-- Start --

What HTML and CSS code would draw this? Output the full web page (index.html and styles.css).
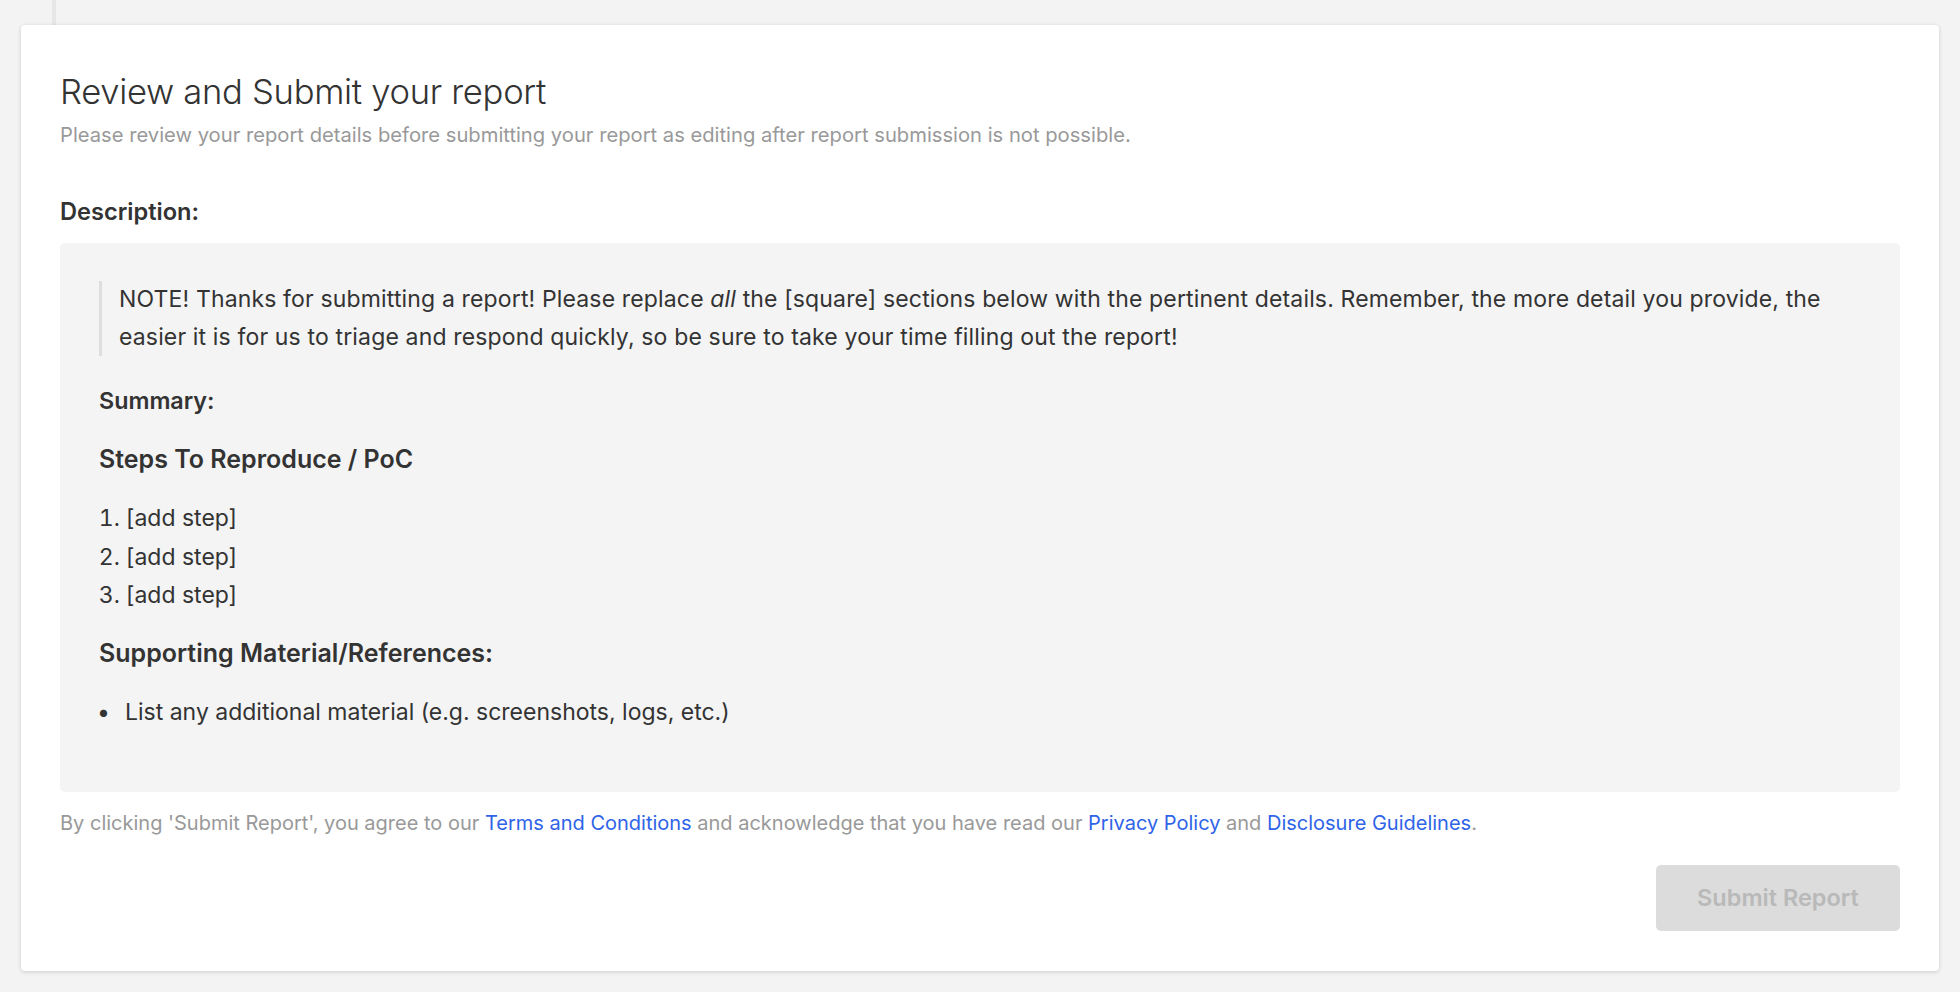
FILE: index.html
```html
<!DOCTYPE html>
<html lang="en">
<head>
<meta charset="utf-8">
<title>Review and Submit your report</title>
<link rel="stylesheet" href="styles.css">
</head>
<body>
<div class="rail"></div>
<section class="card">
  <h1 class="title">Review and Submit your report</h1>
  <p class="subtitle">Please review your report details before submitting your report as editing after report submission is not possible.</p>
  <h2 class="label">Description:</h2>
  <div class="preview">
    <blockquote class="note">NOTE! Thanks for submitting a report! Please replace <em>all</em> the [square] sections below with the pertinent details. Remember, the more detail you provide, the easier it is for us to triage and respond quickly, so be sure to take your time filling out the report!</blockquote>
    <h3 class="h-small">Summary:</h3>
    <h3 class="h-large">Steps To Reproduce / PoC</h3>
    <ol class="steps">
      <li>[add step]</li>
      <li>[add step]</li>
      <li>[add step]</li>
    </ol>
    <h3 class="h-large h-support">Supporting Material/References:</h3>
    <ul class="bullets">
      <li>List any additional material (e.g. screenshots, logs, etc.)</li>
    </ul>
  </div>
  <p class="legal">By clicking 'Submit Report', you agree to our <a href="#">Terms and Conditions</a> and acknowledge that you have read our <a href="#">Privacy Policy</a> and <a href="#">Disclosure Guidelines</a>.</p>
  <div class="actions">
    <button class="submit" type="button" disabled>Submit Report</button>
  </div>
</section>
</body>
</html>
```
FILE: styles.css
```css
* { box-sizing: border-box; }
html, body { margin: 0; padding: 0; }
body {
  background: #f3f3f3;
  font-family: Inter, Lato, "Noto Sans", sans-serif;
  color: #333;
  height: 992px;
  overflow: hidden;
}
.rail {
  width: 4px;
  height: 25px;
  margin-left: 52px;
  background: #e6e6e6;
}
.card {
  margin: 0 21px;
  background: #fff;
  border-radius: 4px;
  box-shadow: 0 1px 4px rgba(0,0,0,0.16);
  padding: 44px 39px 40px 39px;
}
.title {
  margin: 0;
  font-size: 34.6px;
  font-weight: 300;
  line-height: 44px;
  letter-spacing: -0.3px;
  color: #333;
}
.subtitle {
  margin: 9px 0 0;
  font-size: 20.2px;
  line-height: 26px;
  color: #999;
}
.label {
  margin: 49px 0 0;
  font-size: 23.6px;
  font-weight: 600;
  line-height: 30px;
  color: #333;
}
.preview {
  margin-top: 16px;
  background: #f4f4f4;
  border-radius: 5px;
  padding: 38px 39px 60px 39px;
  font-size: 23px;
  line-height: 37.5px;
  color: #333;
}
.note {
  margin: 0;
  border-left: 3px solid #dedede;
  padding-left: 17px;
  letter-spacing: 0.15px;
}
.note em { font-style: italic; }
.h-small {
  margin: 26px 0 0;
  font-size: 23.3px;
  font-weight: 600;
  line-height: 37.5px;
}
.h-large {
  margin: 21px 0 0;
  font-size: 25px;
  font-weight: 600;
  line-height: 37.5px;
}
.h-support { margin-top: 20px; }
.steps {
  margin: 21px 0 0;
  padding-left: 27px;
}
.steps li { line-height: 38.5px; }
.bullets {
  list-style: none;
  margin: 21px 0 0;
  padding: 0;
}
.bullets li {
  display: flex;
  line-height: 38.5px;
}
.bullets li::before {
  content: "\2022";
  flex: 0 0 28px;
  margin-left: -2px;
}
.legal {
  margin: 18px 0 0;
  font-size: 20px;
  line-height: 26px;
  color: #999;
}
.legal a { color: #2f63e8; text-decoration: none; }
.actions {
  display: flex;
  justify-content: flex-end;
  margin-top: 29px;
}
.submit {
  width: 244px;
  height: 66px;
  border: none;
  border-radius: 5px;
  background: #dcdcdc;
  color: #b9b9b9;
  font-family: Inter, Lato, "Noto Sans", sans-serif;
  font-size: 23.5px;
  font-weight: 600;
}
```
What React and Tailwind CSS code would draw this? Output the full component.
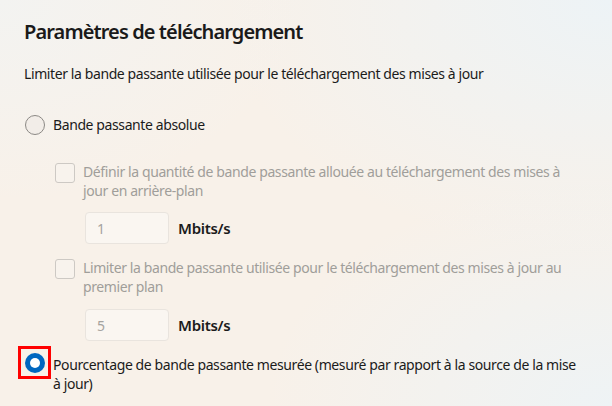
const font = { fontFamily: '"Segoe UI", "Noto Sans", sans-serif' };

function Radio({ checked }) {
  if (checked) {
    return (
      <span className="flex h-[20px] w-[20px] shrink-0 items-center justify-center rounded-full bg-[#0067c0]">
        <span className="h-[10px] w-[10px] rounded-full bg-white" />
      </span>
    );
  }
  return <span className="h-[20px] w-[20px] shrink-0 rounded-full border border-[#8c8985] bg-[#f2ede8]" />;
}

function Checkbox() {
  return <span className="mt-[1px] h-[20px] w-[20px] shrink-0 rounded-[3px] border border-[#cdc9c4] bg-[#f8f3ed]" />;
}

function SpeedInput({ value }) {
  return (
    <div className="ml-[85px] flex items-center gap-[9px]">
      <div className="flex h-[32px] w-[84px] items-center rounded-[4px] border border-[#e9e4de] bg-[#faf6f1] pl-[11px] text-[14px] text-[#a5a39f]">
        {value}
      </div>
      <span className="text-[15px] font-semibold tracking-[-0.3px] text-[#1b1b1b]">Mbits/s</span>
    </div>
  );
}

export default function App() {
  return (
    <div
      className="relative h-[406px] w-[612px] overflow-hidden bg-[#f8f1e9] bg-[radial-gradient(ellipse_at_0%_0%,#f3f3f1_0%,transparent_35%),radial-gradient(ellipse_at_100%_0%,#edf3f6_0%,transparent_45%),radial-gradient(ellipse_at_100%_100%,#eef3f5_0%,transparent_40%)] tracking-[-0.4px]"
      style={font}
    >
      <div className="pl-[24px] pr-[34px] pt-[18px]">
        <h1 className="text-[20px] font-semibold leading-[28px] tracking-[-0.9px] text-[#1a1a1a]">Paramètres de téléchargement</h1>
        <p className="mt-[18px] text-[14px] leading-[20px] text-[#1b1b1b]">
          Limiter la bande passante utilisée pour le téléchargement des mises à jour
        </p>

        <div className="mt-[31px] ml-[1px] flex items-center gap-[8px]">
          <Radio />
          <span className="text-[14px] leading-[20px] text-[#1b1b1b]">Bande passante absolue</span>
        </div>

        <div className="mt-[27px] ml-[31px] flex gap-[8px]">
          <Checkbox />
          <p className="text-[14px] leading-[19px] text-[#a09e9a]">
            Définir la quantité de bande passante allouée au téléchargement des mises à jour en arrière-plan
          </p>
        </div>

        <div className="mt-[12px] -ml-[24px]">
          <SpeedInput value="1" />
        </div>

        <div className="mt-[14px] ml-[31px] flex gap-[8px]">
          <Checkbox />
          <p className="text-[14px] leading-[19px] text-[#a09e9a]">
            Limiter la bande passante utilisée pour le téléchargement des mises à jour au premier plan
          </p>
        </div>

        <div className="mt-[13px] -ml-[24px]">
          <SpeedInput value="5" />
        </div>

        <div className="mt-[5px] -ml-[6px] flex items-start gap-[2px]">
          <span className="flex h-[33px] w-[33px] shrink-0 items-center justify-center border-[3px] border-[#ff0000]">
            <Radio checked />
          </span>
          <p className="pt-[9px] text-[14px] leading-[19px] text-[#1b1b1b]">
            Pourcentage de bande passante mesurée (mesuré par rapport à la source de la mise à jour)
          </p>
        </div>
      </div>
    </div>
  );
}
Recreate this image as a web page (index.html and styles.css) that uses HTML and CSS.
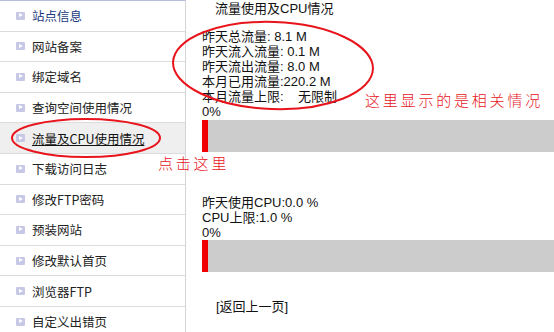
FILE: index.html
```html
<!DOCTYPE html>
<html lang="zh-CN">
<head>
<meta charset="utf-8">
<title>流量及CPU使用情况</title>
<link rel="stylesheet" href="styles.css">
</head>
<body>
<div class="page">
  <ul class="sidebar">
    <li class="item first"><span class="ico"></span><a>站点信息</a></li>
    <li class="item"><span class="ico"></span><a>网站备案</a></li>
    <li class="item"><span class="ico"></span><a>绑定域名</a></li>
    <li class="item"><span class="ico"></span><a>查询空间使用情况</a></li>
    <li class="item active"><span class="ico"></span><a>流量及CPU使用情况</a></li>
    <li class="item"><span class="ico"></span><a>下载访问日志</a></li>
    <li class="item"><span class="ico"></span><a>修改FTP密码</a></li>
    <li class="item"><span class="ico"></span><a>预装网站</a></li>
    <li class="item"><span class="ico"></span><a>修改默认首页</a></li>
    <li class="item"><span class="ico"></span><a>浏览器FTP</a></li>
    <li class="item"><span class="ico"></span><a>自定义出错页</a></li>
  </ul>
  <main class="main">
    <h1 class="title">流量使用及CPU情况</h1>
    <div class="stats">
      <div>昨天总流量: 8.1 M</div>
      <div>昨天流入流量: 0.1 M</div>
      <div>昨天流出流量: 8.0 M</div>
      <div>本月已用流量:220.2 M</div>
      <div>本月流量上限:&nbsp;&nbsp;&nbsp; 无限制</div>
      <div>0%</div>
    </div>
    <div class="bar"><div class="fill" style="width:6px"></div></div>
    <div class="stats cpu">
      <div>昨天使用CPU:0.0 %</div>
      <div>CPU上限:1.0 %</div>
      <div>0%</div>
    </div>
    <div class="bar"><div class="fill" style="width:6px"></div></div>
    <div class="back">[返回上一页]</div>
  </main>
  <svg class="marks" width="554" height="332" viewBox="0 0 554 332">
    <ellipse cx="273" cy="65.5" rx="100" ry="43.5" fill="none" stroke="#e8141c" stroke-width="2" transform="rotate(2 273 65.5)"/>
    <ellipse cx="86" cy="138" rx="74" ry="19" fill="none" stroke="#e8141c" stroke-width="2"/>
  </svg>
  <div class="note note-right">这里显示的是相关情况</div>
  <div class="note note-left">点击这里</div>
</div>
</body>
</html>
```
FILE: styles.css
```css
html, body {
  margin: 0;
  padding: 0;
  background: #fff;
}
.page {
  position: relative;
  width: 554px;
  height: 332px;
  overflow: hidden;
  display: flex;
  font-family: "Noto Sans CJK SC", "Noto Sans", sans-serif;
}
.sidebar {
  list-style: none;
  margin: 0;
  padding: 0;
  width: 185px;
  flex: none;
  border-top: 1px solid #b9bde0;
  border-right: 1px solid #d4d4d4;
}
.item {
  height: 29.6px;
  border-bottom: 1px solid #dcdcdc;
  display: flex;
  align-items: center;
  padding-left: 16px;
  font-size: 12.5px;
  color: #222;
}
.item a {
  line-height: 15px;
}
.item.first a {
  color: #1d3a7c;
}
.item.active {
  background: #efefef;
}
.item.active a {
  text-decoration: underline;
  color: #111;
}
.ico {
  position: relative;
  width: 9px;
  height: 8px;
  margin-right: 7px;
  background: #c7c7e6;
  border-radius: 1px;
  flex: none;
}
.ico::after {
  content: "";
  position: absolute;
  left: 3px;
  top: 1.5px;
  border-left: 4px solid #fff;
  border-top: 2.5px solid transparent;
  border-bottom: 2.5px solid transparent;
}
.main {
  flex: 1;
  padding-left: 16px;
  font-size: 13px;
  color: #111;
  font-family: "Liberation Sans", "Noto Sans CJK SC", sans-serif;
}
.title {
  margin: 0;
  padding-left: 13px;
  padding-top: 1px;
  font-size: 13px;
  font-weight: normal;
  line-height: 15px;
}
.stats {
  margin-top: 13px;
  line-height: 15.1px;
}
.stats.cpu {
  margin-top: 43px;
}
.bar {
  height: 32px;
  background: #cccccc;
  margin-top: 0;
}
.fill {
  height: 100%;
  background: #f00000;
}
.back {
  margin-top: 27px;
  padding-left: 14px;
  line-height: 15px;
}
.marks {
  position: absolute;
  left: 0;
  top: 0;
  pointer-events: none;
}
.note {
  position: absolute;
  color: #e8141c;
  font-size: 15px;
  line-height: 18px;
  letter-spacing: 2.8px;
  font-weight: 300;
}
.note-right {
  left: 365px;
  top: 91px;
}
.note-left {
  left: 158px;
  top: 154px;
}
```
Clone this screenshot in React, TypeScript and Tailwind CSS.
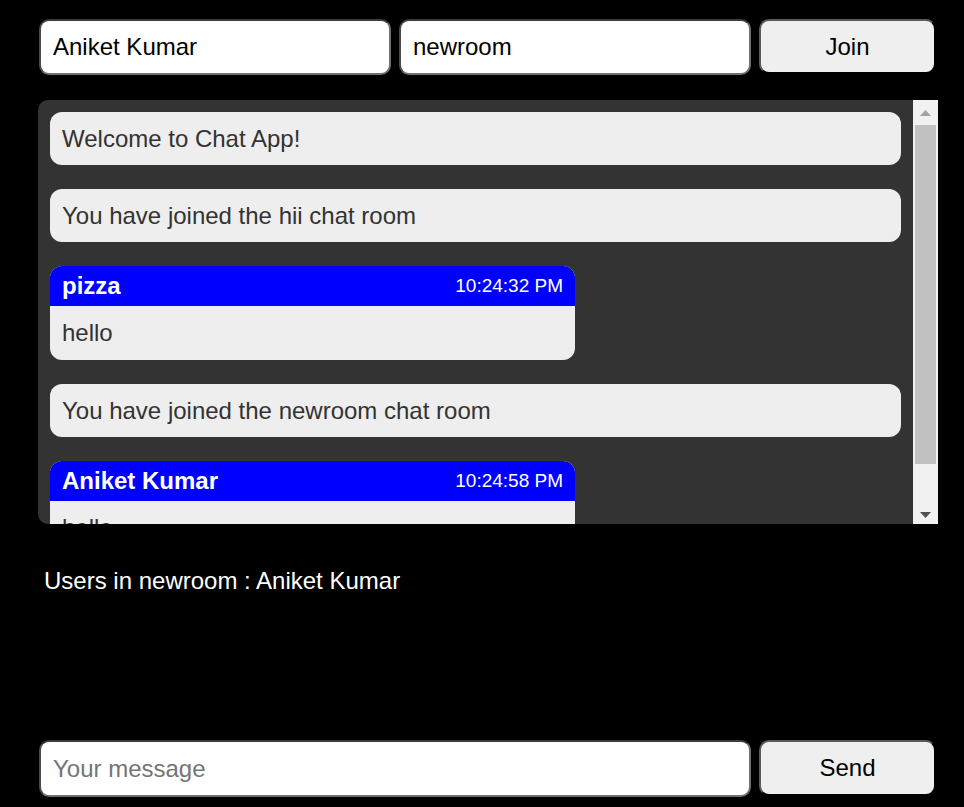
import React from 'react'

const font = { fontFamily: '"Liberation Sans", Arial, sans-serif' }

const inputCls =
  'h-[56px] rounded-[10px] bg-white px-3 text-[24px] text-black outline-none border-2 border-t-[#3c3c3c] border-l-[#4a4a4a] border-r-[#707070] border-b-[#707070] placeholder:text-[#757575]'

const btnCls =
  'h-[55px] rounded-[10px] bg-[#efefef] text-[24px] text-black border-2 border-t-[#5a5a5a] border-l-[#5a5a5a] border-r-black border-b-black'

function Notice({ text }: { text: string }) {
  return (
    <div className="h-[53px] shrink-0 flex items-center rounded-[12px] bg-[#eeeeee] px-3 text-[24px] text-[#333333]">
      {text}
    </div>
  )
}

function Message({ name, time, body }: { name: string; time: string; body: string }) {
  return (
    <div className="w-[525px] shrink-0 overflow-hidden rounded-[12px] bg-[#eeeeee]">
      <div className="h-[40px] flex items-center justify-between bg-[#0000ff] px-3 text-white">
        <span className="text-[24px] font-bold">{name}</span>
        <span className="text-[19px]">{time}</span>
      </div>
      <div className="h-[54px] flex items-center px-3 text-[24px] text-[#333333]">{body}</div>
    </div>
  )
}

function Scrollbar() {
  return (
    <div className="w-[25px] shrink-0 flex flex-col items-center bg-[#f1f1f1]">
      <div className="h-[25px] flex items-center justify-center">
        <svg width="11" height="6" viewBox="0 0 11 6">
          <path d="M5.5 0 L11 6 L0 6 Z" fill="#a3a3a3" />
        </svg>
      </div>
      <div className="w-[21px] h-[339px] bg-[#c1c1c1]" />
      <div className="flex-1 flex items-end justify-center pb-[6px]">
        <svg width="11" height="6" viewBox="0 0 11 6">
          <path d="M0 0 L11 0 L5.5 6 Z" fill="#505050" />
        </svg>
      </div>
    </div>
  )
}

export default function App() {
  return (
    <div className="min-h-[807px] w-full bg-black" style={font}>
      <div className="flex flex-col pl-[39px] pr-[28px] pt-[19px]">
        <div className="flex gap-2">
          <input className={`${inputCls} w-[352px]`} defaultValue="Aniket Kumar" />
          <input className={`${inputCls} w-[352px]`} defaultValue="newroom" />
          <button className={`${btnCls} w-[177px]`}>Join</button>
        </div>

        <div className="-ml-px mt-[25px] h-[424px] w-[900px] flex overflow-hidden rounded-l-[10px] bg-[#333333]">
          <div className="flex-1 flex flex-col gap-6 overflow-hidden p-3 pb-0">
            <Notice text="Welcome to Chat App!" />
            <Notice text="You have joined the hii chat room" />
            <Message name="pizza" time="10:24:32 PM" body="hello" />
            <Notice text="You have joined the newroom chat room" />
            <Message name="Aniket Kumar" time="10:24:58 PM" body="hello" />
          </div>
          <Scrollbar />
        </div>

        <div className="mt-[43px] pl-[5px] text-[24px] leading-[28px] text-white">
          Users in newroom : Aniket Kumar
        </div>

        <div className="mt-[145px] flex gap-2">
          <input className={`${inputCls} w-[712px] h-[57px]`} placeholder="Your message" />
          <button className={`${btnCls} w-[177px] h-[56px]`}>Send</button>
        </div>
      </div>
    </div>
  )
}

-- End --

Copy out, exactly, every line from the one that contains "Clone this screenshot" through the one that contains "border-l-[#5a5a5a] border-r-black border-b-black'". Pictures stay out of the copy.

Clone this screenshot in React, TypeScript and Tailwind CSS.
import React from 'react'

const font = { fontFamily: '"Liberation Sans", Arial, sans-serif' }

const inputCls =
  'h-[56px] rounded-[10px] bg-white px-3 text-[24px] text-black outline-none border-2 border-t-[#3c3c3c] border-l-[#4a4a4a] border-r-[#707070] border-b-[#707070] placeholder:text-[#757575]'

const btnCls =
  'h-[55px] rounded-[10px] bg-[#efefef] text-[24px] text-black border-2 border-t-[#5a5a5a] border-l-[#5a5a5a] border-r-black border-b-black'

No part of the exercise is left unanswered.